The ladies of Alpha Kappa Alpha have a different ethos than the rest of the Divine Nine. More than any other historically Black sorority, AKAs are focused on increasing and preserving Black “social stature” (as it is worded in their five basic tenets). There’s a lot under the tip of that iceberg: Most historically Black Greek organizations have purpose statements that include a focus on “economic growth.” But AKA’s reference to “social stature” is slightly different. It’s not just about leadership, status, wealth, or power. It is also about appearance, politeness, and respectability. And historically, for Black people, that involves making oneself or one’s presence adjacent to whiteness.
Etiquette and presentability are a performance for anyone, but they are concepts created and defined by white people in this country. For many upwardly mobile Black Americans, getting white approval is still necessary for success. Thus, it’s unsurprising that AKAs have a long-standing reputation for having predominantly lighter-skinned women in their ranks, for showcasing silk-pressed hairstyles over natural curls. The double-edged sword of achieving powerful social status as a marginalized person in American society is the assimilation necessary to accomplish it. Rest assured, no one fit that bill more than Kamala Harris.
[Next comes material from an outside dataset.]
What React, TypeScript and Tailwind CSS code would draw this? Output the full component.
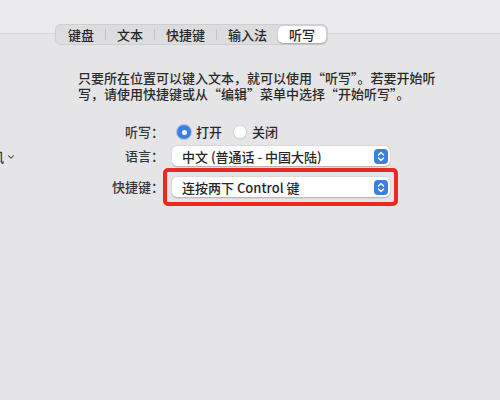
import { ChevronDown } from "lucide-react";

const font = { fontFamily: '"Noto Sans CJK SC", "Noto Sans", sans-serif' };

function Stepper() {
  return (
    <div className="w-[14px] h-[15px] rounded-[4px] bg-[#3d7fe0] flex items-center justify-center">
      <svg width="8" height="11" viewBox="0 0 8 11" fill="none" stroke="white" strokeWidth="1.4" strokeLinecap="round" strokeLinejoin="round">
        <path d="M1.5 4 L4 1.6 L6.5 4" />
        <path d="M1.5 7 L4 9.4 L6.5 7" />
      </svg>
    </div>
  );
}

function Popup({ label }: { label: string }) {
  return (
    <div className="w-[218px] h-[20px] bg-white rounded-[5px] shadow-[0_0.5px_1.5px_rgba(0,0,0,0.25)] flex items-center justify-between pl-[10px] pr-[2px]">
      <span className="text-[13px] text-[#262626] leading-none">{label}</span>
      <Stepper />
    </div>
  );
}

function Radio({ on }: { on?: boolean }) {
  return on ? (
    <div className="w-[14px] h-[14px] rounded-full bg-[#3d7fe0] flex items-center justify-center shadow-[0_0_0_1px_rgba(61,127,224,0.35)]">
      <div className="w-[5px] h-[5px] rounded-full bg-white" />
    </div>
  ) : (
    <div className="w-[14px] h-[14px] rounded-full bg-white border border-[#d9d9dc] shadow-[0_0.5px_1px_rgba(0,0,0,0.1)]" />
  );
}

export default function App() {
  const tabs = ["键盘", "文本", "快捷键", "输入法", "听写"];
  return (
    <div className="relative w-[500px] h-[400px] bg-[#e5e5e7] overflow-hidden font-medium text-[#2a2a2a]" style={font}>
      <div className="h-[34px] bg-[#ebebed] border-b border-[#d6d6d9]" />

      <div className="-mt-[10px] ml-[55px] flex">
        <div className="flex h-[21px] items-center rounded-[6px] bg-[#dddde0] border border-[#cfcfd3] p-[1px]">
          {tabs.map((t, i) => {
            const active = i === tabs.length - 1;
            return (
              <div key={t} className="flex items-center h-full">
                {i > 0 && !active && <div className="w-px h-[11px] bg-[#c4c4c8]" />}
                <div
                  className={
                    active
                      ? "h-full flex items-center px-[11px] bg-white rounded-[5px] shadow-[0_0.5px_1.5px_rgba(0,0,0,0.25)] text-[13px] text-[#262626]"
                      : "h-full flex items-center px-[11px] text-[13px] text-[#262626]"
                  }
                >
                  {t}
                </div>
              </div>
            );
          })}
        </div>
      </div>

      <p className="mt-[25px] ml-[78px] text-[13px] leading-[16px] text-[#2a2a2a]">
        只要所在位置可以键入文本，就可以使用“听写”。若要开始听
        <br />
        写，请使用快捷键或从“编辑”菜单中选择“开始听写”。
      </p>

      <div className="ml-[78px] mt-[20px] flex flex-col">
        <div className="flex items-center h-[20px]">
          <div className="w-[86px] text-right text-[13px] text-[#363636]">听写：</div>
          <div className="ml-[13px] flex items-center">
            <Radio on />
            <span className="ml-[5px] text-[13px]">打开</span>
            <div className="ml-[11px]">
              <Radio />
            </div>
            <span className="ml-[5px] text-[13px]">关闭</span>
          </div>
        </div>

        <div className="flex items-center h-[20px] mt-[4px]">
          <div className="w-[86px] text-right text-[13px] text-[#363636]">语言：</div>
          <div className="ml-[8px]">
            <Popup label="中文 (普通话 - 中国大陆)" />
          </div>
        </div>

        <div className="flex items-center h-[20px] mt-[11px]">
          <div className="w-[86px] text-right text-[13px] text-[#363636]">快捷键：</div>
          <div className="ml-[8px] relative">
            <Popup label="连按两下 Control 键" />
            <div className="absolute -left-[9px] -top-[9px] -right-[8px] -bottom-[9px] border-[4px] border-[#ea2a20] rounded-[5px]" />
          </div>
        </div>
      </div>

      <div className="absolute left-[-9px] top-[147px] flex items-center text-[13px] text-[#363636]">
        <span>风</span>
        <ChevronDown className="ml-[2px] w-[10px] h-[10px]" strokeWidth={2.5} />
      </div>
    </div>
  );
}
To put it bluntly: If Harris was considered too Black to be our first Black female president, then, welp! I suppose there goes that dream. She looked the part, in pantsuits and pearls (a signature AKA sorority accessory). She acted the part: Even in college, she was known as C3, for being calm, cool, and collected. She refused to make her identity as a Black, South Asian American central to the campaign, after seeing what running on identity had done for Clinton just eight years earlier. And while maintaining an extremely controlled image, Harris was also wildly qualified, having served as a vice president, U.S. senator, and attorney general of California.
And if securing the Black vote and Black capital was the only thing Harris needed for this campaign, she would have achieved it in a business day. Within 24 hours of her endorsement as the Democratic presidential candidate, Black women fundraised an unprecedented number of campaign dollars and broke Zoom capacity records and began to push huge get-out-the-vote efforts. Much of this was led by sorority and fraternity members of the Divine Nine, and to call the Divine Nine “organized” is an understatement. Organizing is not only what they are best at, it is what they trade in.
But taking a page from the white collegiates and utilizing our own secret societies wasn’t enough to convince the rest of the populace in just 107 short days. Harris—backed not just by powerful Black institutions with money and status and the will to get shit done, but by celebrities, party leaders, Democrats, lapsed Republicans, and an ungodly amount of campaign cash—fell short.
There has already been much infighting over what lost Harris the election, about demographics and trust in the system, about running an uninspiring platform against a fascist one, about the economy and inflation resentment. But the deepest truth cannot get lost in all of that: Unfortunately, this country will always default to its original tenets of racism and misogyny in the face of fear, frustration, or just plain dissatisfaction. It has never been more unclear what unified Democratic opposition to Trumpism should look like, but there is one very clear reality looking at us straight in the face. If Harris, the closest woman we had to a bridge between the Black and white vote, couldn’t win in 2024, maybe no Black woman can.